You can tie your Spyder down in a remarkably small area if you get creative with your tiedown straps. You'll need the most restraint in the forward direction (vehicles stop MUCH faster than they accelerate). In the USAF, we assumed a required eight Gs of forward restraint -- that's eight times the weight of the object your are tying down. For road hauling, I use three forward Gs and one G for left, right and aft (up takes care of itself, if you hit a bump large enough to lift the machine off the floor of your trailer, you have bigger problems than the tiedown strap size). For the Spyder, I use enough straps to equal 3,000 lbs. If you have straps rated at 500 lbs each, that's at least six straps for forward restraint; three if you use 1,000 lb straps.
For the forward facing machine run a strap around the back side of each front wheel angled inward toward the rear wheel. If you attach each end of the strap to a different tie down point you double its strength -- one 500 lb strap supplies 1,000 lbs of restraint; one 1,000 lb strap supplies 2,000 lbs.
Because the strap is angled, you'll get restraint in both the forward and left/right directions. You lose some restraint capacity as the angle increases from zero, but if you keep the attach points near the rear wheel, you'll retain the majority of the restraint capacity in the forward direction.

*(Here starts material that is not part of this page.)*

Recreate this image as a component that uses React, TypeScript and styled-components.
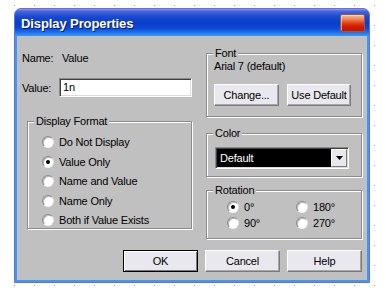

Therefore, one 1,000 lb strap around the left front wheel with each end attached to a different attach point near the rear wheel yields approx 1,600 lbs of forward restraint, and 1000 lbs of left restraint.
For the aft facing machine, use two straps around the back wheel. Angle them both toward the front wheels, again attaching each end to a different tie down point.
Aft restraint is the opposite for each machine. The forward and aft straps will cross over/under each other, but that does not affect restraint capacity.
Done my way, you provide more than adequate restraint in all directions within the footprint of the machine.